Author(s):
Menezes, Miguel ; Cabarrão, Vera ; Moniz, Helena ; Mota, Pedro
Date: 2022
Origin: Revista da Associação Portuguesa de Linguística
Subject(s): Tradução Automática; Entidades Mencionadas; Anotação; Sistemas de Alinhamento; Machine-Translation; Named Entities; Annotation; Gold Standards; Aligners
Description
The following article describes the research developed at Unbabel, a Portuguese Machine-Translation start-up, that combines Machine Translation (MT) with human post-edition with a focus on customer service content. With the work carried out within a real multilingual AI powered, human-refined, MT industry, we aim to contribute to furthering MT quality and good-practices, by exposing the importance of having continuously in development, robust Named Entity Recognition systems for General Data Protection Regulation (GDPR) compliance. We will report three different experiments, resulting from a shared work with Unbabel´s linguists and Unbabel´s Artificial Intelligence (AI) engineering team, matured over a year. The first experiment focused on developing a methodology for the identification and annotation of domain-specific Named Entities (NEs) for the Food-Industry.
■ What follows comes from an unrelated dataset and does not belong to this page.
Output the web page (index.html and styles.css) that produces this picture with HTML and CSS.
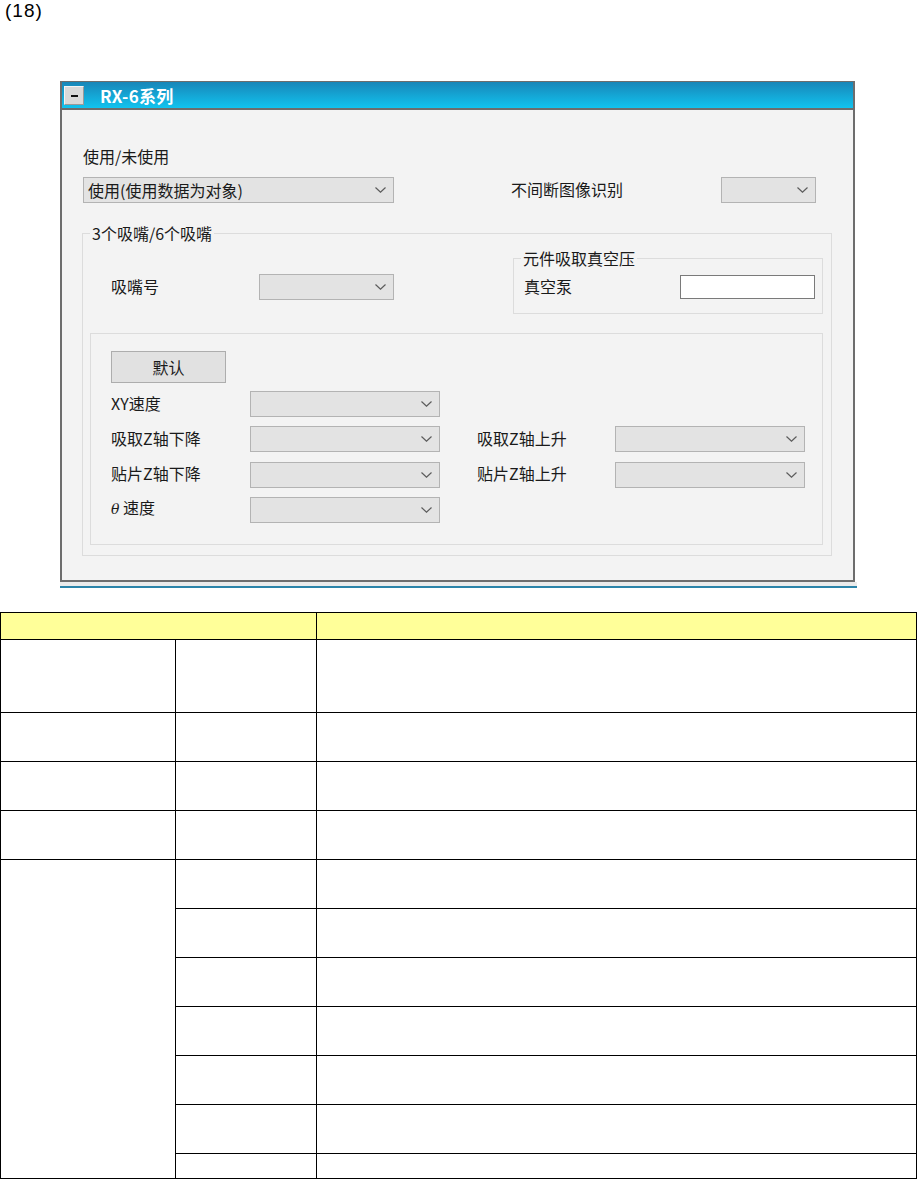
FILE: index.html
```html
<!DOCTYPE html>
<html>

	<head>
		<meta charset="UTF-8">
		<title>RX-6系列</title>
		<link rel="stylesheet" href="styles.css">
	</head>

	<body>
		<div class="fig-no">(18)</div>

		<div class="window">
			<div class="panel">
				<div class="panel-title">
					<span class="collapse-btn"><i></i></span>
					<span class="title-text">RX-6系列</span>
				</div>

				<div class="panel-body">
					<div class="lbl top-lbl">使用/未使用</div>

					<div class="use-row">
						<div class="combo combo-use">
							<span>使用(使用数据为对象)</span>
							<svg width="11" height="6" viewBox="0 0 11 6"><polyline points="0.5,0.5 5.5,5.2 10.5,0.5" /></svg>
						</div>
						<div class="lbl img-lbl">不间断图像识别</div>
						<div class="combo combo-img">
							<svg width="11" height="6" viewBox="0 0 11 6"><polyline points="0.5,0.5 5.5,5.2 10.5,0.5" /></svg>
						</div>
					</div>

					<fieldset class="grp grp-nozzle">
						<legend>3个吸嘴/6个吸嘴</legend>

						<div class="nozzle-row">
							<div class="nozzle-no">
								<span class="lbl">吸嘴号</span>
								<div class="combo combo-nz">
									<svg width="11" height="6" viewBox="0 0 11 6"><polyline points="0.5,0.5 5.5,5.2 10.5,0.5" /></svg>
								</div>
							</div>

							<fieldset class="grp grp-vac">
								<legend>元件吸取真空压</legend>
								<div class="vac-row">
									<span class="lbl">真空泵</span>
									<div class="textbox"></div>
								</div>
							</fieldset>
						</div>

						<div class="speed-box">
							<button class="btn-default">默认</button>

							<div class="speed-grid">
								<span class="lbl">XY速度</span>
								<div class="combo combo-sp">
									<svg width="11" height="6" viewBox="0 0 11 6"><polyline points="0.5,0.5 5.5,5.2 10.5,0.5" /></svg>
								</div>
								<span></span>
								<span></span>

								<span class="lbl">吸取Z轴下降</span>
								<div class="combo combo-sp">
									<svg width="11" height="6" viewBox="0 0 11 6"><polyline points="0.5,0.5 5.5,5.2 10.5,0.5" /></svg>
								</div>
								<span class="lbl r-lbl">吸取Z轴上升</span>
								<div class="combo combo-sp">
									<svg width="11" height="6" viewBox="0 0 11 6"><polyline points="0.5,0.5 5.5,5.2 10.5,0.5" /></svg>
								</div>

								<span class="lbl">贴片Z轴下降</span>
								<div class="combo combo-sp">
									<svg width="11" height="6" viewBox="0 0 11 6"><polyline points="0.5,0.5 5.5,5.2 10.5,0.5" /></svg>
								</div>
								<span class="lbl r-lbl">贴片Z轴上升</span>
								<div class="combo combo-sp">
									<svg width="11" height="6" viewBox="0 0 11 6"><polyline points="0.5,0.5 5.5,5.2 10.5,0.5" /></svg>
								</div>

								<span class="lbl"><em>θ</em> 速度</span>
								<div class="combo combo-sp">
									<svg width="11" height="6" viewBox="0 0 11 6"><polyline points="0.5,0.5 5.5,5.2 10.5,0.5" /></svg>
								</div>
								<span></span>
								<span></span>
							</div>
						</div>
					</fieldset>
				</div>
			</div>
			<div class="panel-strip"></div>
		</div>

		<table class="spec">
			<colgroup>
				<col class="c1">
				<col class="c2">
				<col class="c3">
			</colgroup>
			<tr class="head">
				<th colspan="2"></th>
				<th></th>
			</tr>
			<tr class="tall">
				<td></td>
				<td></td>
				<td></td>
			</tr>
			<tr>
				<td></td>
				<td></td>
				<td></td>
			</tr>
			<tr>
				<td></td>
				<td></td>
				<td></td>
			</tr>
			<tr>
				<td></td>
				<td></td>
				<td></td>
			</tr>
			<tr>
				<td rowspan="7"></td>
				<td></td>
				<td></td>
			</tr>
			<tr>
				<td></td>
				<td></td>
			</tr>
			<tr>
				<td></td>
				<td></td>
			</tr>
			<tr>
				<td></td>
				<td></td>
			</tr>
			<tr>
				<td></td>
				<td></td>
			</tr>
			<tr>
				<td></td>
				<td></td>
			</tr>
			<tr class="short">
				<td></td>
				<td></td>
			</tr>
		</table>
	</body>

</html>
```

FILE: styles.css
```css
* {
	margin: 0;
	padding: 0;
	box-sizing: border-box;
}

body {
	background: #fff;
	font-family: "Liberation Sans", Arial, sans-serif;
}

.fig-no {
	height: 22px;
	padding-left: 5px;
	font-size: 19px;
	line-height: 22px;
	letter-spacing: 1px;
	color: #000;
}

/* ---- panel window ---- */

.window {
	margin-top: 59px;
	margin-left: 60px;
	width: 797px;
}

.panel {
	width: 795px;
	border: 2px solid #6d6d6d;
	border-top-width: 1px;
	background: #f3f3f3;
}

.panel-title {
	display: flex;
	align-items: center;
	height: 28px;
	padding-left: 2px;
	border-bottom: 2px solid #6d6d6d;
	background: linear-gradient(#1886b8, #11c3ef);
}

.collapse-btn {
	display: flex;
	align-items: flex-end;
	justify-content: center;
	width: 20px;
	height: 19px;
	padding-bottom: 7px;
	border: 1px solid #f4f4f4;
	border-right-color: #9a9a9a;
	border-bottom-color: #9a9a9a;
	background: #d9d9d9;
}

.collapse-btn i {
	display: block;
	width: 7px;
	height: 2px;
	background: #111;
}

.title-text {
	margin-left: 16px;
	font-family: "Noto Sans CJK SC", "Liberation Sans", sans-serif;
	font-size: 17px;
	font-weight: bold;
	color: #fff;
	letter-spacing: 0.3px;
}

.panel-body {
	height: 470px;
	padding: 37px 21px 0 20px;
}

.lbl {
	padding-bottom: 3px;
	font-family: "Noto Sans CJK SC", "Liberation Sans", sans-serif;
	font-size: 16px;
	line-height: 20px;
	color: #1a1a1a;
	white-space: nowrap;
}

.lbl em {
	font-style: italic;
	font-family: "DejaVu Serif", serif;
	font-size: 14px;
}

.top-lbl {
	height: 20px;
	margin-left: 1px;
	padding-bottom: 0;
	line-height: 18px;
}

/* ---- combo boxes ---- */

.combo {
	display: flex;
	align-items: center;
	justify-content: space-between;
	height: 26px;
	padding: 0 7px 0 4px;
	border: 1px solid #b3b3b3;
	background: #e3e3e3;
}

.combo span {
	font-family: "Noto Sans CJK SC", "Liberation Sans", sans-serif;
	font-size: 16px;
	color: #1a1a1a;
	white-space: nowrap;
}

.combo svg {
	margin-left: auto;
	fill: none;
	stroke: #5c5c5c;
	stroke-width: 1.2;
}

.use-row {
	display: flex;
	align-items: center;
	margin-top: 10px;
	margin-left: 1px;
}

.combo-use {
	width: 311px;
}

.img-lbl {
	margin-left: 117px;
}

.combo-img {
	width: 95px;
	margin-left: auto;
	margin-right: 16px;
}

/* ---- group boxes ---- */

.grp {
	border: 1px solid #dcdcdc;
}

.grp legend {
	padding: 0 2px;
	font-family: "Noto Sans CJK SC", "Liberation Sans", sans-serif;
	font-size: 16px;
	line-height: 20px;
	color: #1a1a1a;
}

.grp-nozzle {
	margin-top: 20px;
	width: 750px;
	padding: 5px 8px 10px 7px;
}

.nozzle-row {
	display: flex;
	align-items: flex-start;
}

.nozzle-no {
	display: flex;
	align-items: center;
	margin-top: 26px;
	padding-left: 21px;
}

.nozzle-no .lbl {
	width: 148px;
}

.combo-nz {
	width: 135px;
}

.grp-vac {
	width: 310px;
	margin-left: auto;
	padding: 7px 7px 14px 7px;
}

.vac-row {
	display: flex;
	align-items: center;
	justify-content: space-between;
	padding-left: 3px;
}

.textbox {
	width: 135px;
	height: 24px;
	border: 1px solid #7a7a7a;
	background: #fff;
}

/* ---- speed settings ---- */

.speed-box {
	margin-top: 19px;
	padding: 17px 0 21px 20px;
	border: 1px solid #dcdcdc;
}

.btn-default {
	display: block;
	width: 115px;
	height: 32px;
	border: 1px solid #adadad;
	background: #e1e1e1;
	font-family: "Noto Sans CJK SC", "Liberation Sans", sans-serif;
	font-size: 16px;
	color: #1a1a1a;
}

.speed-grid {
	display: grid;
	grid-template-columns: 139px 190px 175px 190px;
	grid-auto-rows: 26px;
	row-gap: 9.33px;
	align-items: center;
	margin-top: 8px;
}

.r-lbl {
	padding-left: 37px;
}

.panel-strip {
	height: 6px;
	width: 797px;
	background: linear-gradient(#ebebeb 0, #ebebeb 4px, #2c84a9 4px);
}

/* ---- spec table ---- */

.spec {
	margin-top: 24px;
	width: 917px;
	table-layout: fixed;
	border-collapse: collapse;
}

.spec .c1 {
	width: 175px;
}

.spec .c2 {
	width: 141px;
}

.spec th,
.spec td {
	border: 1px solid #000;
	padding: 0;
}

.spec tr {
	height: 49px;
}

.spec tr.head {
	height: 27px;
}

.spec tr.head th {
	background: #ffff99;
}

.spec tr.tall {
	height: 73px;
}

.spec tr.short {
	height: 25px;
}
```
The devised methodology allows the construction of gold standards for building domain specific NER systems and can be applied for a myriad of different domains. With the implementation of the designed method, we were able to identify the following domain-specific NEs set: Restaurant Names; Restaurant Chains; Dishes; Beverage, Ingredients. The second and third experiments explored the possibilities of constructing, in a semi-automatically way, multilingual NER gold standards for different domains and language pairs, using aligners that project Named Entities across a parallel corpus. Both experiments made it possible to benchmark four different open-source aligners (SimAlign; Fastalign; AwesomeAlign; Eflomal), allowing to identify the one with better performance and, simultaneously, validate the aforementioned approach. This work should be taken as a statement of multidisciplinary, proving and validating the much-needed articulation between different scientific fields that compose and characterize the area of Natural Language Processing (NLP).